%%
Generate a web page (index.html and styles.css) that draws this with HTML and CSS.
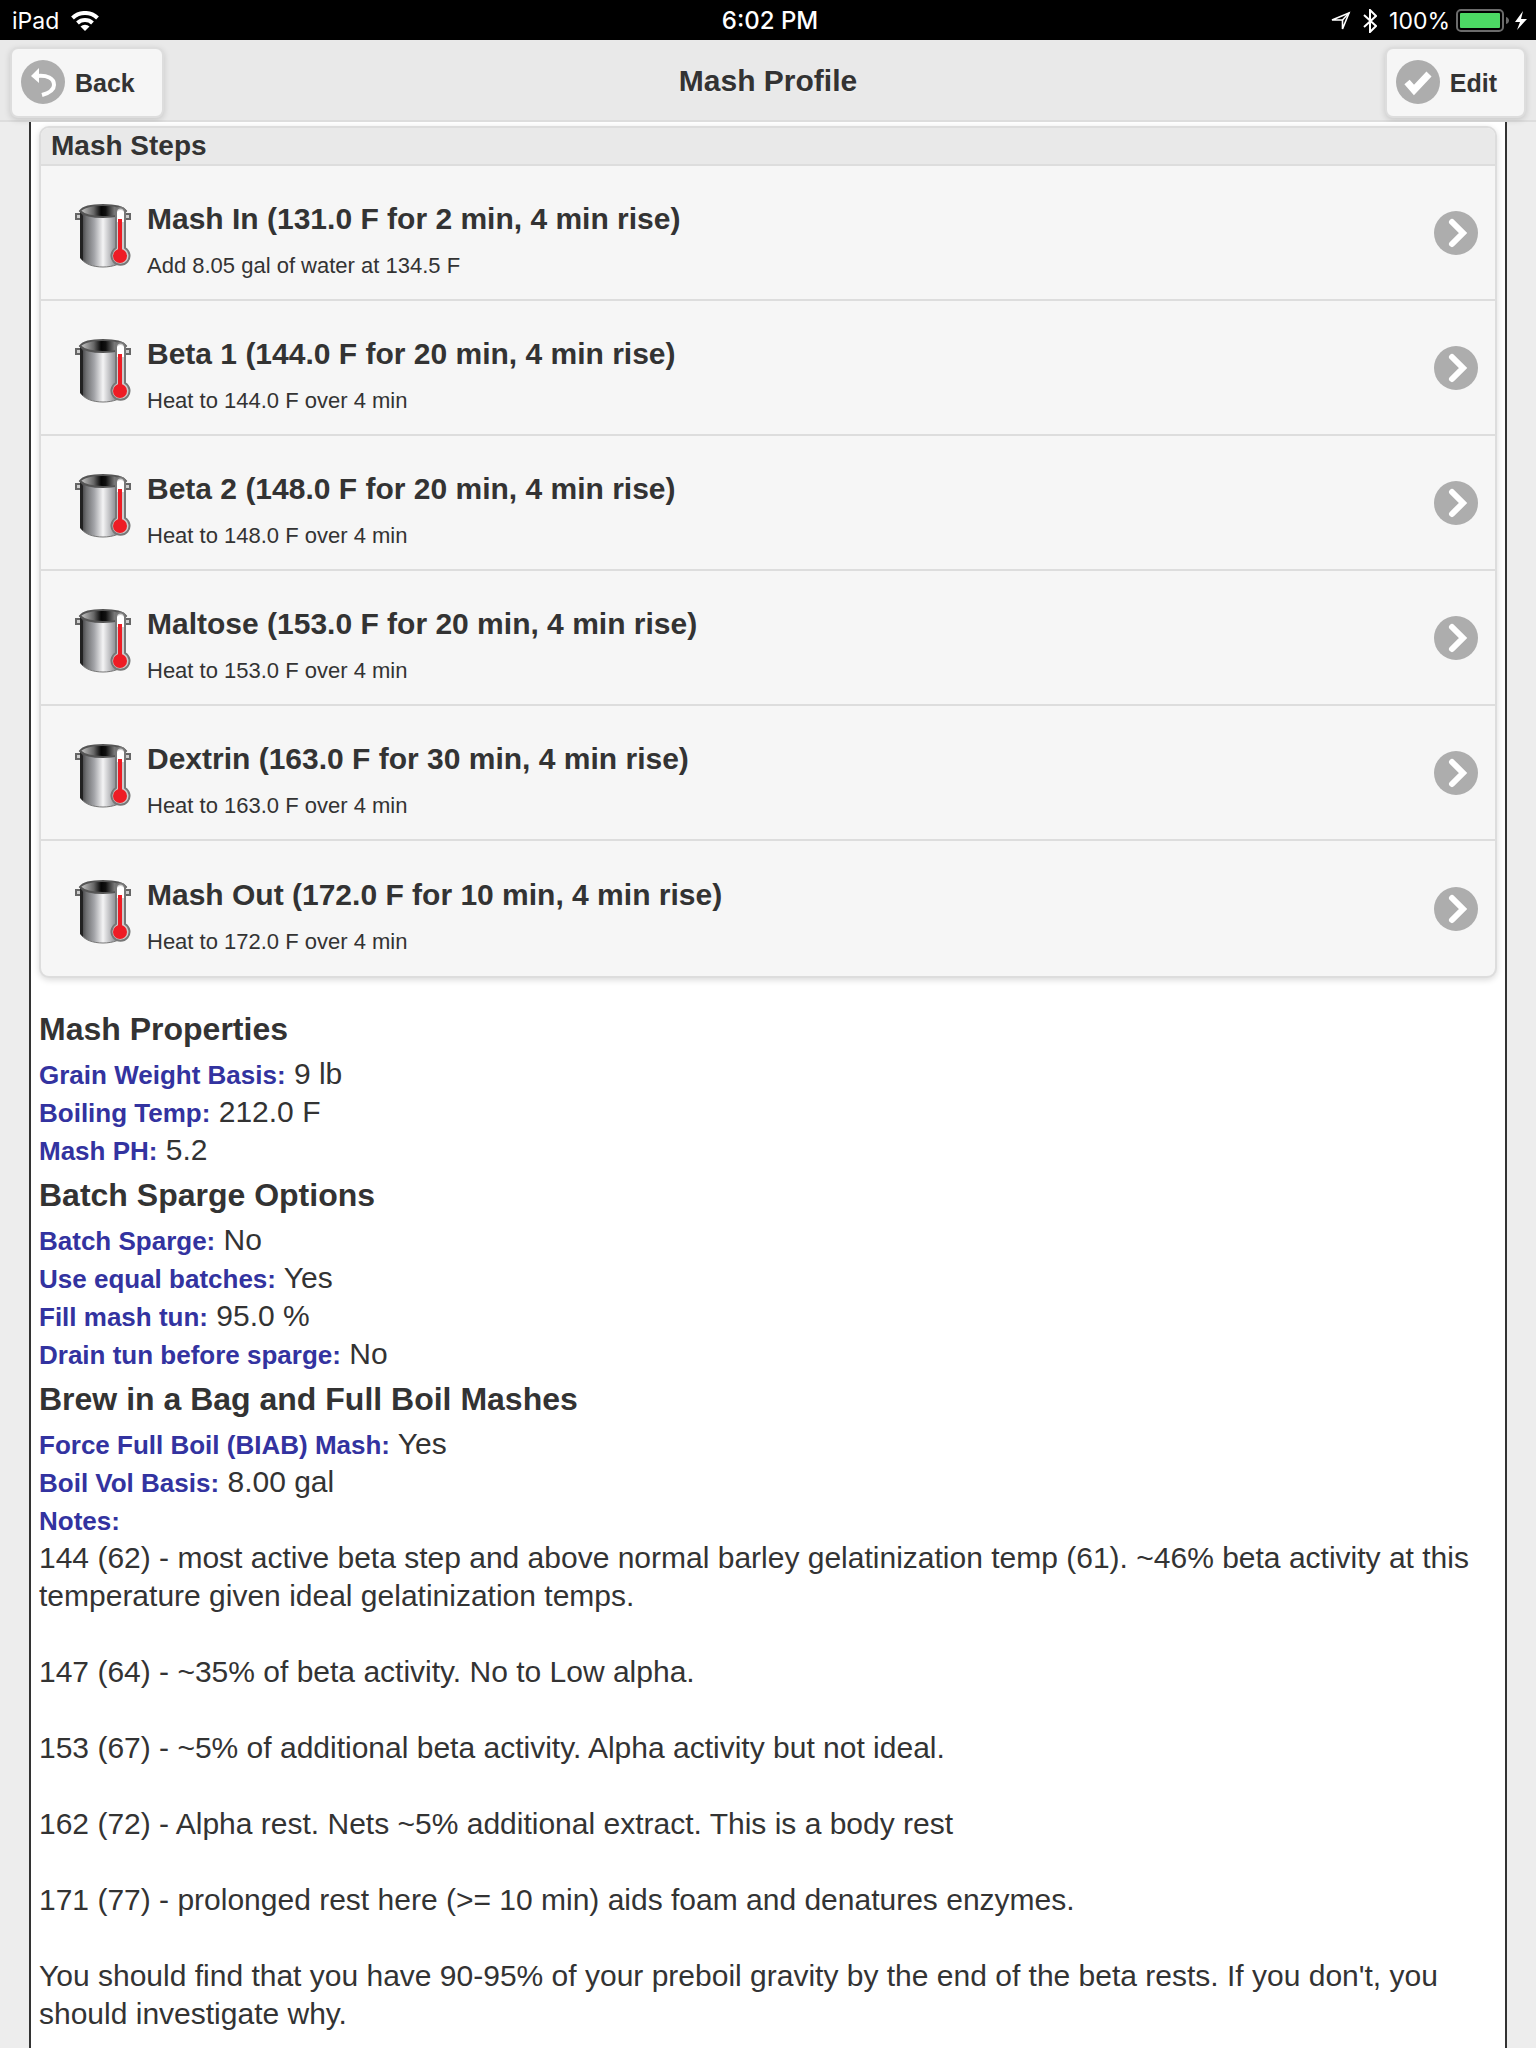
FILE: index.html
```html
<!DOCTYPE html>
<html lang="en">

<head>
    <meta charset="UTF-8">
    <meta name="viewport" content="width=device-width, initial-scale=1.0">
    <title>Mash Profile</title>
    <link rel="stylesheet" href="styles.css">
</head>

<body>
    <!-- Shared icons -->
    <svg class="icon-defs" width="0" height="0" aria-hidden="true">
        <defs>
            <linearGradient id="steel" x1="0" x2="1" y1="0" y2="0">
                <stop offset="0" stop-color="#3a3a3c" />
                <stop offset="0.12" stop-color="#6f7072" />
                <stop offset="0.3" stop-color="#a3a4a8" />
                <stop offset="0.5" stop-color="#f4f4f5" />
                <stop offset="0.75" stop-color="#9b9ca0" />
                <stop offset="1" stop-color="#5a5a5d" />
            </linearGradient>
            <linearGradient id="inside" x1="0" x2="1" y1="0" y2="0">
                <stop offset="0" stop-color="#d0d0d0" />
                <stop offset="0.3" stop-color="#666" />
                <stop offset="0.46" stop-color="#050505" />
                <stop offset="0.56" stop-color="#111" />
                <stop offset="0.75" stop-color="#777" />
                <stop offset="1" stop-color="#555" />
            </linearGradient>
        </defs>
        <symbol id="pot" viewBox="0 0 56 64">
            <path d="M6 10H1v5h5M50 10h5v5h-5" fill="#ccc" stroke="#666" stroke-width="2" />
            <path d="M6 7v47c3 6 12 9 22 9s19-3 22-9V7z" fill="url(#steel)" stroke="#777" stroke-width="1" />
            <path d="M5 7v47l3 3V12z" fill="#222" />
            <path d="M5 7C8 3 17 1 28 1s20 2 23 6c-3 4-12 6-23 6S9 11 5 7z" fill="url(#inside)" stroke="#555" stroke-width="2" />
            <path d="M41 44V8a4 4 0 0 1 9 0v36a9 9 0 1 1-9 0z" fill="#ccc" stroke="#777" stroke-width="2" />
            <path d="M42 8a4 4 0 0 1 7 0v10h-7z" fill="#fff" />
            <path d="M45 15v34" stroke="#ee1c25" stroke-width="4" />
            <circle cx="45" cy="52" r="7" fill="#ee1c25" />
        </symbol>
        <symbol id="arrow" viewBox="0 0 44 44">
            <circle cx="22" cy="22" r="22" fill="#adadad" />
            <path d="M18 11l11 11-11 11" fill="none" stroke="#fff" stroke-width="6" stroke-linecap="round" />
        </symbol>
    </svg>

    <!-- Status Bar -->
    <div class="status-bar">
        <div class="status-left">
            <span>iPad</span>
            <svg width="28" height="20" viewBox="0 0 28 20" fill="none" stroke="#fff">
                <path d="M1.500 7a18 18 0 0 1 25 0" stroke-width="4" />
                <path d="M6.500 12a11 11 0 0 1 15 0" stroke-width="4" />
                <path d="M14 20l-4.500-4.500a6.500 6.500 0 0 1 9 0z" fill="#fff" stroke="none" />
            </svg>
        </div>
        <span class="time">6:02 PM</span>
        <div class="status-right">
            <svg width="20" height="20" viewBox="0 0 20 20">
                <path d="M1 9L18 2l-6.500 16V9z" fill="none" stroke="#fff" stroke-width="1.600" />
                <path d="M18 2l-6.500 7" stroke="#fff" stroke-width="1.600" />
            </svg>
            <svg width="14" height="24" viewBox="0 0 14 24">
                <path d="M1 6l12 11-6 6V1l6 6L1 18" fill="none" stroke="#fff" stroke-width="2" />
            </svg>
            <span>100%</span>
            <svg class="battery" width="72" height="24" viewBox="0 0 72 24">
                <rect x="1" y="1" width="46" height="21" rx="4" fill="none" stroke="#6b6b6b" stroke-width="2" />
                <rect x="4" y="4" width="40" height="15" rx="1" fill="#4cd964" />
                <path d="M50 8c4 1 4 6 0 7z" fill="#6b6b6b" />
                <path d="M67 2l-8 11h5l-3 8 10-11h-6z" fill="#fff" />
            </svg>
        </div>
    </div>

    <!-- Header -->
    <header class="header">
        <button type="button" class="btn">
            <svg width="44" height="44" viewBox="0 0 44 44">
                <circle cx="22" cy="22" r="22" fill="#adadad" />
                <path d="M16 16c10-1 17 2 17 9 0 5-5 8-12 10" fill="none" stroke="#fff" stroke-width="4" />
                <path d="M10 16l8-8v15z" fill="#fff" />
            </svg>
            <span>Back</span>
        </button>
        <h1 class="title">Mash Profile</h1>
        <button type="button" class="btn btn-edit">
            <svg width="44" height="44" viewBox="0 0 44 44">
                <circle cx="22" cy="22" r="22" fill="#adadad" />
                <path d="M11 22l7 8 15-16" fill="none" stroke="#fff" stroke-width="7" />
            </svg>
            <span>Edit</span>
        </button>
    </header>

    <main class="content">
        <!-- Mash Steps -->
        <section class="steps">
            <h2 class="steps-title">Mash Steps</h2>
            <ul class="step-list">
                <li>
                    <a href="#mash-in" class="step">
                        <svg class="pot" width="56" height="64"><use href="#pot" /></svg>
                        <div class="step-text">
                            <h3>Mash In (131.0 F for 2 min, 4 min rise)</h3>
                            <p>Add 8.05 gal of water at 134.5 F</p>
                        </div>
                        <svg width="44" height="44"><use href="#arrow" /></svg>
                    </a>
                </li>
                <li>
                    <a href="#beta-1" class="step">
                        <svg class="pot" width="56" height="64"><use href="#pot" /></svg>
                        <div class="step-text">
                            <h3>Beta 1 (144.0 F for 20 min, 4 min rise)</h3>
                            <p>Heat to 144.0 F over 4 min</p>
                        </div>
                        <svg width="44" height="44"><use href="#arrow" /></svg>
                    </a>
                </li>
                <li>
                    <a href="#beta-2" class="step">
                        <svg class="pot" width="56" height="64"><use href="#pot" /></svg>
                        <div class="step-text">
                            <h3>Beta 2 (148.0 F for 20 min, 4 min rise)</h3>
                            <p>Heat to 148.0 F over 4 min</p>
                        </div>
                        <svg width="44" height="44"><use href="#arrow" /></svg>
                    </a>
                </li>
                <li>
                    <a href="#maltose" class="step">
                        <svg class="pot" width="56" height="64"><use href="#pot" /></svg>
                        <div class="step-text">
                            <h3>Maltose (153.0 F for 20 min, 4 min rise)</h3>
                            <p>Heat to 153.0 F over 4 min</p>
                        </div>
                        <svg width="44" height="44"><use href="#arrow" /></svg>
                    </a>
                </li>
                <li>
                    <a href="#dextrin" class="step">
                        <svg class="pot" width="56" height="64"><use href="#pot" /></svg>
                        <div class="step-text">
                            <h3>Dextrin (163.0 F for 30 min, 4 min rise)</h3>
                            <p>Heat to 163.0 F over 4 min</p>
                        </div>
                        <svg width="44" height="44"><use href="#arrow" /></svg>
                    </a>
                </li>
                <li>
                    <a href="#mash-out" class="step">
                        <svg class="pot" width="56" height="64"><use href="#pot" /></svg>
                        <div class="step-text">
                            <h3>Mash Out (172.0 F for 10 min, 4 min rise)</h3>
                            <p>Heat to 172.0 F over 4 min</p>
                        </div>
                        <svg width="44" height="44"><use href="#arrow" /></svg>
                    </a>
                </li>
            </ul>
        </section>

        <!-- Properties -->
        <section class="properties">
            <h2>Mash Properties</h2>
            <p><b>Grain Weight Basis:</b> 9 lb</p>
            <p><b>Boiling Temp:</b> 212.0 F</p>
            <p><b>Mash PH:</b> 5.2</p>

            <h2>Batch Sparge Options</h2>
            <p><b>Batch Sparge:</b> No</p>
            <p><b>Use equal batches:</b> Yes</p>
            <p><b>Fill mash tun:</b> 95.0 %</p>
            <p><b>Drain tun before sparge:</b> No</p>

            <h2>Brew in a Bag and Full Boil Mashes</h2>
            <p><b>Force Full Boil (BIAB) Mash:</b> Yes</p>
            <p><b>Boil Vol Basis:</b> 8.00 gal</p>
            <p><b>Notes:</b></p>
        </section>

        <!-- Notes -->
        <section class="notes">
            <p>144 (62) - most active beta step and above normal barley gelatinization temp (61). ~46% beta activity at this temperature given ideal gelatinization temps.</p>
            <p>147 (64) - ~35% of beta activity. No to Low alpha.</p>
            <p>153 (67) - ~5% of additional beta activity. Alpha activity but not ideal.</p>
            <p>162 (72) - Alpha rest. Nets ~5% additional extract. This is a body rest</p>
            <p>171 (77) - prolonged rest here (&gt;= 10 min) aids foam and denatures enzymes.</p>
            <p>You should find that you have 90-95% of your preboil gravity by the end of the beta rests. If you don't, you should investigate why.</p>
        </section>
    </main>
</body>

</html>
```
FILE: styles.css
```css
* {
    box-sizing: border-box;
}

body {
    margin: 0;
    min-height: 100vh;
    display: flex;
    flex-direction: column;
    background-color: #ededed;
    color: #333;
    font-family: "Liberation Sans", Arial, sans-serif;
    font-size: 30px;
    line-height: 38px;
}

h1, h2, h3, p {
    margin: 0;
}

svg {
    flex-shrink: 0;
}

.icon-defs {
    position: absolute;
}

/* Status Bar */
.status-bar {
    display: grid;
    grid-template-columns: 1fr auto 1fr;
    align-items: center;
    height: 40px;
    padding: 2px 8px 0 12px;
    background-color: #000;
    color: #fff;
    font-family: Inter, sans-serif;
    font-size: 23px;
}

.status-left,
.status-right {
    display: flex;
    align-items: center;
    gap: 12px;
}

.status-right {
    justify-content: flex-end;
}

.battery {
    margin-left: -6px;
}

.time {
    font-weight: 500;
    font-size: 24px;
}

/* Header */
.header {
    display: grid;
    grid-template-columns: 1fr auto 1fr;
    align-items: center;
    height: 82px;
    padding: 0 10px;
    background-color: #e9e9e9;
    border-bottom: 2px solid #ddd;
}

.title {
    padding-top: 2px;
    font-size: 30px;
    text-shadow: 0 2px 0 #eee;
}

.btn {
    display: flex;
    align-items: center;
    justify-self: start;
    gap: 10px;
    height: 71px;
    margin-top: 4px;
    padding: 0 27px 0 9px;
    border: 2px solid #ddd;
    border-radius: 8px;
    background-color: #f6f6f6;
    box-shadow: 0 2px 6px rgba(0, 0, 0, 0.15);
    color: #333;
    font-family: inherit;
    font-size: 25px;
    font-weight: bold;
    text-shadow: 0 2px 0 #f3f3f3;
    cursor: pointer;
}

.btn span {
    padding-top: 2px;
}

.btn-edit {
    justify-self: end;
}

/* Content */
.content {
    flex: 1;
    margin: 0 29px;
    padding: 4px 8px 16px;
    border: 2px solid #333;
    border-width: 0 2px;
    background-color: #fff;
}

/* Mash Steps */
.steps {
    border: 2px solid #ddd;
    border-radius: 10px;
    background-color: #f6f6f6;
    box-shadow: 0 2px 6px rgba(0, 0, 0, 0.15);
    overflow: hidden;
}

.steps-title {
    padding: 0 10px;
    border-bottom: 2px solid #ddd;
    background-color: #e9e9e9;
    font-size: 28px;
    line-height: 36px;
}

.step-list {
    margin: 0;
    padding: 0;
    list-style: none;
}

.step {
    display: flex;
    align-items: center;
    gap: 16px;
    height: 135px;
    padding: 0 17px 0 34px;
    border-bottom: 2px solid #ddd;
    color: #333;
    text-decoration: none;
}

.step-list li:last-child .step {
    border-bottom: none;
}

.step:hover {
    background-color: #ededed;
}

.pot {
    margin-top: 6px;
}

.step-text {
    flex: 1;
    padding-top: 14px;
}

.step-text h3 {
    font-size: 30px;
    margin-bottom: 14px;
}

.step-text p {
    font-size: 22px;
    line-height: 28px;
}

/* Properties */
.properties {
    margin-top: 25px;
}

.properties h2 {
    padding: 5px 0;
    font-size: 32px;
    line-height: 42px;
}

.properties b {
    color: #3333a0;
    font-size: 26px;
    line-height: 26px;
}

/* Notes */
.notes p {
    margin-bottom: 38px;
}

.notes p:last-child {
    margin-bottom: 0;
}
```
%%
Exercise description: Return each line that includes "index".

Written reply:
Generate a web page (index.html and styles.css) that draws this with HTML and CSS.
FILE: index.html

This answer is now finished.